** Begin **

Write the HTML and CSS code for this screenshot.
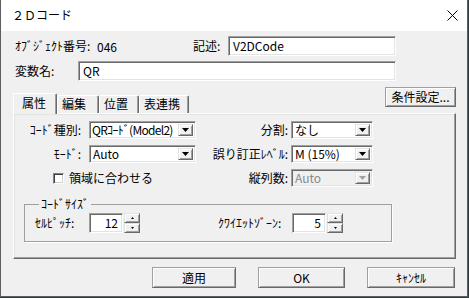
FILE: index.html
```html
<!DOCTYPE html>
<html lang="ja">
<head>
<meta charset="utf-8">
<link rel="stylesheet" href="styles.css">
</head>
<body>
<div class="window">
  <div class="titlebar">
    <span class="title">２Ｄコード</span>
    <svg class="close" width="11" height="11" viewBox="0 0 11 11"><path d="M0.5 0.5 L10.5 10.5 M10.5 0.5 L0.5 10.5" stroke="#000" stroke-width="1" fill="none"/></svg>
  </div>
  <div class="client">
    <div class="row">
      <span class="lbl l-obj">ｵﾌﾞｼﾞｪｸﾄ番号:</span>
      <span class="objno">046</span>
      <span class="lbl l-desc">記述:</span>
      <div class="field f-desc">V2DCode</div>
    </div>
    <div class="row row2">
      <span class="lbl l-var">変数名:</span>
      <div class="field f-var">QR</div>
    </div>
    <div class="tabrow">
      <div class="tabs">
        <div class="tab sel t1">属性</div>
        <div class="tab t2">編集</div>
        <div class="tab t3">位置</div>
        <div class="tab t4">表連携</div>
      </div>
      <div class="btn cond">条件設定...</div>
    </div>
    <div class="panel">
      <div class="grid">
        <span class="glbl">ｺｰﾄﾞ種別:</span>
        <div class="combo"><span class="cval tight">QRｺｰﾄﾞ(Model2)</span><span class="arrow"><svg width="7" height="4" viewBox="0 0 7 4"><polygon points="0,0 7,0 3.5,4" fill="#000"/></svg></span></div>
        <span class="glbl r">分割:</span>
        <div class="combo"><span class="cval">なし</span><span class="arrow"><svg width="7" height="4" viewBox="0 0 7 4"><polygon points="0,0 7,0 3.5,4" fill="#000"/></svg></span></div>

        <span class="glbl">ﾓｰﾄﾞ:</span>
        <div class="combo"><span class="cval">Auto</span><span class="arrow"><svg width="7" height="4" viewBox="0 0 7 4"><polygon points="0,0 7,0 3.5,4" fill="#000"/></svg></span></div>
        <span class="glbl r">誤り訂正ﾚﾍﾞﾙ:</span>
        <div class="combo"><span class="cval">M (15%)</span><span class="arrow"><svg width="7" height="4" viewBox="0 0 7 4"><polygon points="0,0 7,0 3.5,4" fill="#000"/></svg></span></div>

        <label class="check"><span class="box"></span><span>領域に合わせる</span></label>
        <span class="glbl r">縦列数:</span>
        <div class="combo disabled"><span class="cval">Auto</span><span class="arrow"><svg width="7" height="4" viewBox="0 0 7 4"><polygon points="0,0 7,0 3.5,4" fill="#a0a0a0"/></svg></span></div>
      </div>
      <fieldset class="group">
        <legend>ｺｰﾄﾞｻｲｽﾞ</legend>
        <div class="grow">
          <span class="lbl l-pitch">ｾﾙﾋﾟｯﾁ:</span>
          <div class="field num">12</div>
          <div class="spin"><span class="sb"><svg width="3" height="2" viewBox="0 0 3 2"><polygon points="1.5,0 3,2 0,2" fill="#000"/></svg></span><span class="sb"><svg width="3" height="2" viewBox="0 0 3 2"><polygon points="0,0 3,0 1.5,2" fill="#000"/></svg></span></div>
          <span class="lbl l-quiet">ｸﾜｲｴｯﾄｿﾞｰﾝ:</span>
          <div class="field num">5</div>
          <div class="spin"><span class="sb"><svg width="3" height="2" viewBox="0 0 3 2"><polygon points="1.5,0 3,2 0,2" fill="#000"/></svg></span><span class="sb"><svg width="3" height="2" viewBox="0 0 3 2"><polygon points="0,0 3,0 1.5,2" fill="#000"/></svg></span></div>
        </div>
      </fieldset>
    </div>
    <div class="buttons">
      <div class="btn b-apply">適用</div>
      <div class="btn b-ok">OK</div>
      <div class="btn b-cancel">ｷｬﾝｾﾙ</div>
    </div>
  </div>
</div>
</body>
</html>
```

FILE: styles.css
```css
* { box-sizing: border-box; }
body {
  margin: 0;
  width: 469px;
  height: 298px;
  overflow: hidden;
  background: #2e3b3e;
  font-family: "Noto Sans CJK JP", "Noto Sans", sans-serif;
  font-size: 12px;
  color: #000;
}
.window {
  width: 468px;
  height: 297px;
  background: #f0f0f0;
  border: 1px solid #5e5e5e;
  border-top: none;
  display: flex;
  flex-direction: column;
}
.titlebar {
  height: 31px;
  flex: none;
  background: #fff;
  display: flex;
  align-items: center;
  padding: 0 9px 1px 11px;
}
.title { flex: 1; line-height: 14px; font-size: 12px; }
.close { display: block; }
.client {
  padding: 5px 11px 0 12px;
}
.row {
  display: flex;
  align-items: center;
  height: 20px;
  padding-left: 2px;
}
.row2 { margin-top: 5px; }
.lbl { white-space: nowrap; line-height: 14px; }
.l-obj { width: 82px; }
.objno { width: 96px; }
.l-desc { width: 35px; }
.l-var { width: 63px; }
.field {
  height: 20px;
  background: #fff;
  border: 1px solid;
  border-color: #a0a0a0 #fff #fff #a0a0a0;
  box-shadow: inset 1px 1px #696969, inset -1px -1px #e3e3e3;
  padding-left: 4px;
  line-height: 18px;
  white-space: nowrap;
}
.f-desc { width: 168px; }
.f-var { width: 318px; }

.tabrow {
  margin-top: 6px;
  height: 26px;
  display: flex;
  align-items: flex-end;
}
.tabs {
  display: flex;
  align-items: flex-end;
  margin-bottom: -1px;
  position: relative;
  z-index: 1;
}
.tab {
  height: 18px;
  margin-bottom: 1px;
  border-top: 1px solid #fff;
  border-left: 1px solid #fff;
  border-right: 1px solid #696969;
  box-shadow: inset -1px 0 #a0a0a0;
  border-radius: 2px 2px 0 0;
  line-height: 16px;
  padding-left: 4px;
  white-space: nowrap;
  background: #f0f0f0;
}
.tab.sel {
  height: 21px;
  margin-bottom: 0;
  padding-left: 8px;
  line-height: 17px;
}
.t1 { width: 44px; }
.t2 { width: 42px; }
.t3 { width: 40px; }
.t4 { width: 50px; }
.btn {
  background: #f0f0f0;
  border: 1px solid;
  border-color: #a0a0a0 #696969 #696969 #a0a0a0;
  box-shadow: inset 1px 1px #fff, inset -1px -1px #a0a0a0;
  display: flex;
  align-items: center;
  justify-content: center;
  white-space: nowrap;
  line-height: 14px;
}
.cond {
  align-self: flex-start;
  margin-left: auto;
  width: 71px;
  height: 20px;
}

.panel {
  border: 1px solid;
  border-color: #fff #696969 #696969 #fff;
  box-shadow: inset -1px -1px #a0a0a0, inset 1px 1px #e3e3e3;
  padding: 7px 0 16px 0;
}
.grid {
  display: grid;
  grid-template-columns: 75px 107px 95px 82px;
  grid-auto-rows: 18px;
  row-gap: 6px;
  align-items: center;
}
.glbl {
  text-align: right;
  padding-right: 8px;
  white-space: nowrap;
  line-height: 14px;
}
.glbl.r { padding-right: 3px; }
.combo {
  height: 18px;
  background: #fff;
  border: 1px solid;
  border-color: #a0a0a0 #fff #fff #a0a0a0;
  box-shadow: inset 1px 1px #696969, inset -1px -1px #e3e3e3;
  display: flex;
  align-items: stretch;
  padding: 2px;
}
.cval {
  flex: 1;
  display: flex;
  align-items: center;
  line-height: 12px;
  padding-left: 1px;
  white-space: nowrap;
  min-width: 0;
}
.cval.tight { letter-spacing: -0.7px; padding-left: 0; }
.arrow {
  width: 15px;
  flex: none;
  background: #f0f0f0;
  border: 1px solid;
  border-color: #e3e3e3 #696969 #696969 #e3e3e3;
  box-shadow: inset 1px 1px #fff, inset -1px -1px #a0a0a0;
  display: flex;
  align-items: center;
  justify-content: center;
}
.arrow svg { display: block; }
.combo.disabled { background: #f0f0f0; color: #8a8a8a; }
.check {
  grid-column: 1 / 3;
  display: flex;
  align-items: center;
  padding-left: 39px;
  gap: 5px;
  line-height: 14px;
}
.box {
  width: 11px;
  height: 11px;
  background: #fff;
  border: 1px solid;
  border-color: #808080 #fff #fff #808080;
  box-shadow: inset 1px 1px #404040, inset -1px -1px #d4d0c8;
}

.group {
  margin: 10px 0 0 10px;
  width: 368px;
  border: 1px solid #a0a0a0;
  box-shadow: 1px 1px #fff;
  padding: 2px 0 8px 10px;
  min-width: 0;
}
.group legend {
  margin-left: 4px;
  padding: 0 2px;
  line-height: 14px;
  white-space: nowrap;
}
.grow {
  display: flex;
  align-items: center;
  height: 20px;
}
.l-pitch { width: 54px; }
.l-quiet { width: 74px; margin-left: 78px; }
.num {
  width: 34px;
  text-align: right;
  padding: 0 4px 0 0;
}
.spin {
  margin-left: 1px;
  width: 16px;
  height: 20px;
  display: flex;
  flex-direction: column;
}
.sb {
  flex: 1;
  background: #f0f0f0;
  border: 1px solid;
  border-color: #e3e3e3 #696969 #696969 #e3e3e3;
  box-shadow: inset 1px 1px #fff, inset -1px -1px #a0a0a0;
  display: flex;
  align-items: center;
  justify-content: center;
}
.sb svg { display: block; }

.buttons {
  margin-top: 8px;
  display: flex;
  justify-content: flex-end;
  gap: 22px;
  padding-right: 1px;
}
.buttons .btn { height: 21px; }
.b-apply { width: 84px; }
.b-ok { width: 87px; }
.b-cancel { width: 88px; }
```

** End **
** Begin **

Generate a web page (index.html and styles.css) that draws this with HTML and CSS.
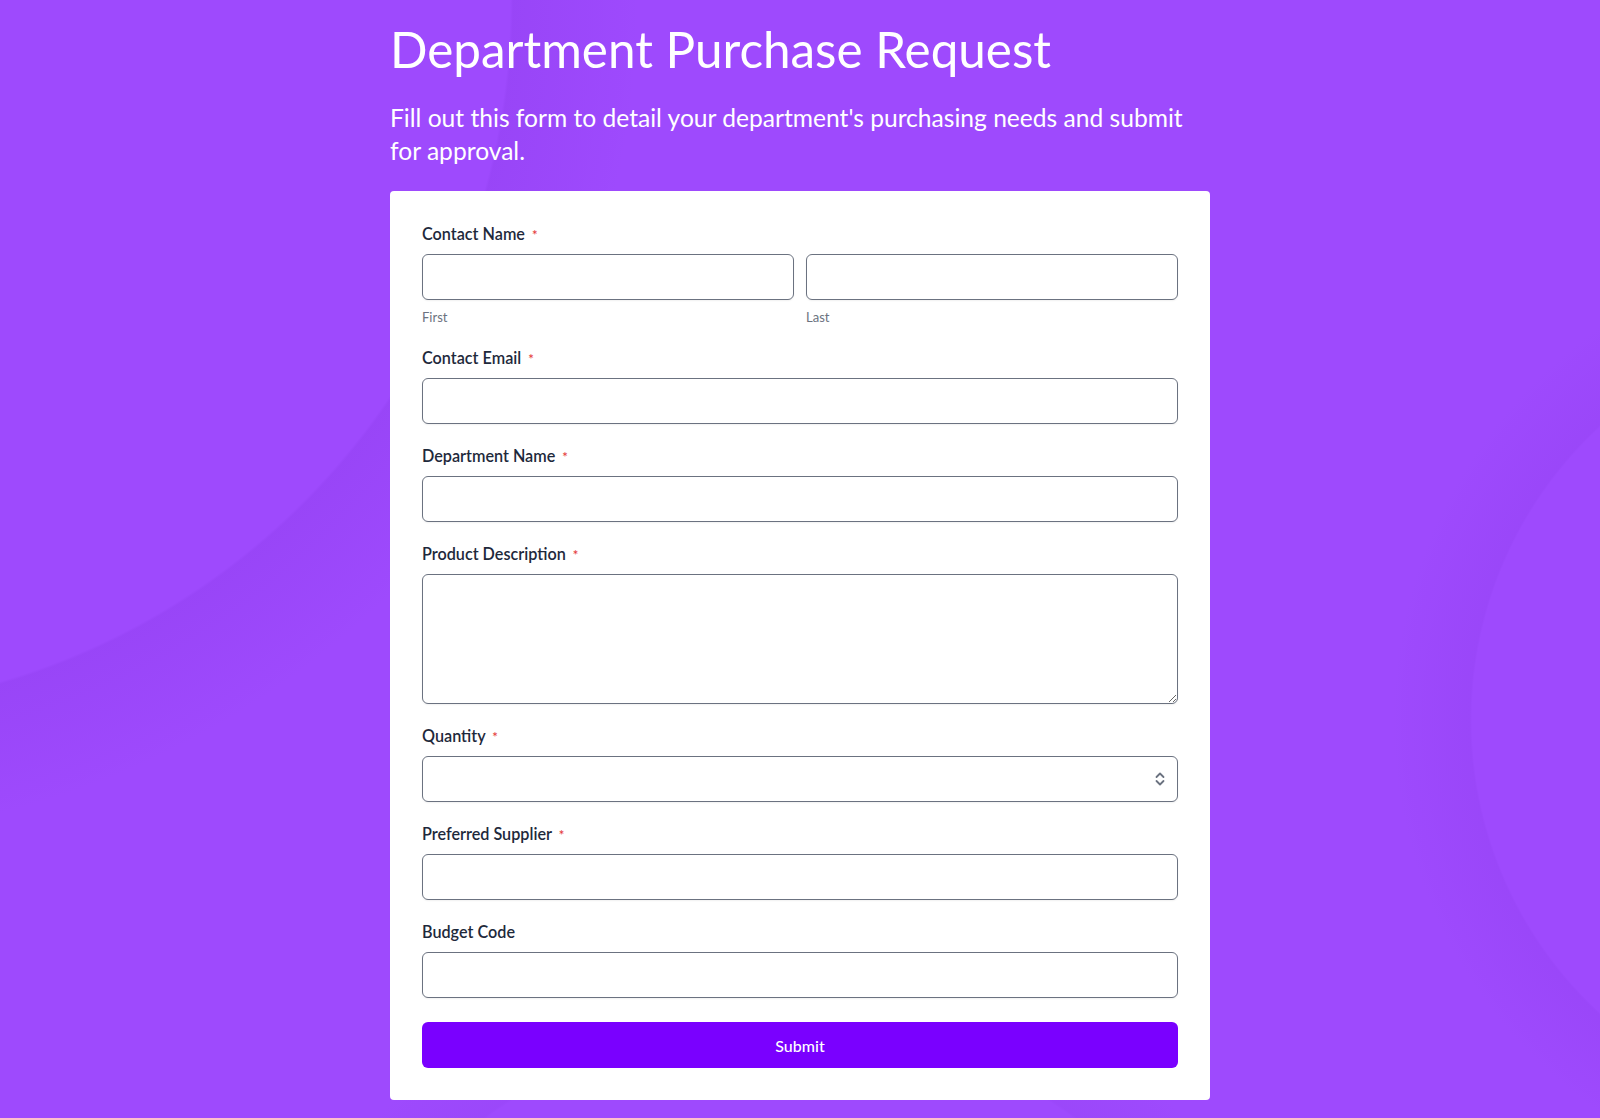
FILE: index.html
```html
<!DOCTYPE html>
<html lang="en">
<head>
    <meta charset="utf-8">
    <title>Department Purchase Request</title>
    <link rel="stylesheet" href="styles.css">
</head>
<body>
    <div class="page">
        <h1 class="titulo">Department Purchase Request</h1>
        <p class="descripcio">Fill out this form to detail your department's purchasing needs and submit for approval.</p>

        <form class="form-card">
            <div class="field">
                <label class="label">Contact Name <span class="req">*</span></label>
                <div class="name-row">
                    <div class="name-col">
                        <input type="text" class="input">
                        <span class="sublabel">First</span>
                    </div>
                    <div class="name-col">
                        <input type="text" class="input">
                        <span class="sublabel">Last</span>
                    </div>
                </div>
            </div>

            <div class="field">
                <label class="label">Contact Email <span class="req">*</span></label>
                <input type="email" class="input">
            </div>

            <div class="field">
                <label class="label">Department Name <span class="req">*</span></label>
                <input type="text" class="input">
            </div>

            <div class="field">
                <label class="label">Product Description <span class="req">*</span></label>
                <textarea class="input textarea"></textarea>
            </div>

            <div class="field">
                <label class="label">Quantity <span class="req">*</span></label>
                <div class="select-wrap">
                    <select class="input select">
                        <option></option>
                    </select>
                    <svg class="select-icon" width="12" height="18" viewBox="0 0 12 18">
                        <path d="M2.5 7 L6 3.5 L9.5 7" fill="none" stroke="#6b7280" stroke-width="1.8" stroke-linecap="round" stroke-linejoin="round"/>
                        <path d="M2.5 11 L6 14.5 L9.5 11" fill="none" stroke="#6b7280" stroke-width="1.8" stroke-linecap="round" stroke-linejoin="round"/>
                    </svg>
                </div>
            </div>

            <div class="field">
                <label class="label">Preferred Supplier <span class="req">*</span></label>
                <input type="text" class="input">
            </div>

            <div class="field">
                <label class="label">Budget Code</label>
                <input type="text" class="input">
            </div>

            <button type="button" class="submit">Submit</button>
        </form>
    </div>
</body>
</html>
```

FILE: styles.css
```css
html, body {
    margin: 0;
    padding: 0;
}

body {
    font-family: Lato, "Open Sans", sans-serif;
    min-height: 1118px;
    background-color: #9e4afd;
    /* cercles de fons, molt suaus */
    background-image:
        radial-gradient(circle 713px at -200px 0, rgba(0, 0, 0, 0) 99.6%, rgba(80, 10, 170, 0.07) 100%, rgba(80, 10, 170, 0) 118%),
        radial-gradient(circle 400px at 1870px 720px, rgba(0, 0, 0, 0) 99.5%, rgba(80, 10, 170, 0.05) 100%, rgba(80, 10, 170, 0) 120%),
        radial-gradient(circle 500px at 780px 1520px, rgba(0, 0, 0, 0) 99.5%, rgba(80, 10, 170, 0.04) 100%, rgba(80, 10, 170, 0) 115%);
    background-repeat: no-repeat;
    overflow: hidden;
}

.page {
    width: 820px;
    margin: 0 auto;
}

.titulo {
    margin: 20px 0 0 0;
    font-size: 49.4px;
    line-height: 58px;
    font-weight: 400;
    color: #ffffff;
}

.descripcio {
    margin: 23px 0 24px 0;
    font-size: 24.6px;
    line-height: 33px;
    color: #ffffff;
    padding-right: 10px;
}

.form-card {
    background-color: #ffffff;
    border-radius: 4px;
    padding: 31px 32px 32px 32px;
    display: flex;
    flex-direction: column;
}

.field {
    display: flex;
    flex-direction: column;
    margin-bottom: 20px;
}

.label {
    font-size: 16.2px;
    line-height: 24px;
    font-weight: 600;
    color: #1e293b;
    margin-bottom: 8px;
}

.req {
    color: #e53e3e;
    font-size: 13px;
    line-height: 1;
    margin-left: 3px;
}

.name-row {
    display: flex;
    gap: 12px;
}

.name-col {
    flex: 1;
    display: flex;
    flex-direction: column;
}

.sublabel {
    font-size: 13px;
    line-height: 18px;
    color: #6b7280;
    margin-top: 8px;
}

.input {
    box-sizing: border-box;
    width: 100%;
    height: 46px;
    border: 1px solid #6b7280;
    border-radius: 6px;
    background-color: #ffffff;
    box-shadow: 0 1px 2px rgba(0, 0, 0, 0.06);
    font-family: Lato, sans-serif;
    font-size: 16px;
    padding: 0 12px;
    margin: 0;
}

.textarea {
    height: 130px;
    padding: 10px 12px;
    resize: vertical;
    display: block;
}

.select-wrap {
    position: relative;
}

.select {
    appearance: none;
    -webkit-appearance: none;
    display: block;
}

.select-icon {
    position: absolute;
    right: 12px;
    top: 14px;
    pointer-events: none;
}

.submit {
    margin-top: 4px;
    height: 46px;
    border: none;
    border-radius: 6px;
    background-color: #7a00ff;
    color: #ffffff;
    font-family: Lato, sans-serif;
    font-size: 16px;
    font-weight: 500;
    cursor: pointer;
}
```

** End **

Exercise prompt: A line counts if it holds the word "styles". Work out how many lines in the listing count, and give only that number.

Written response: 5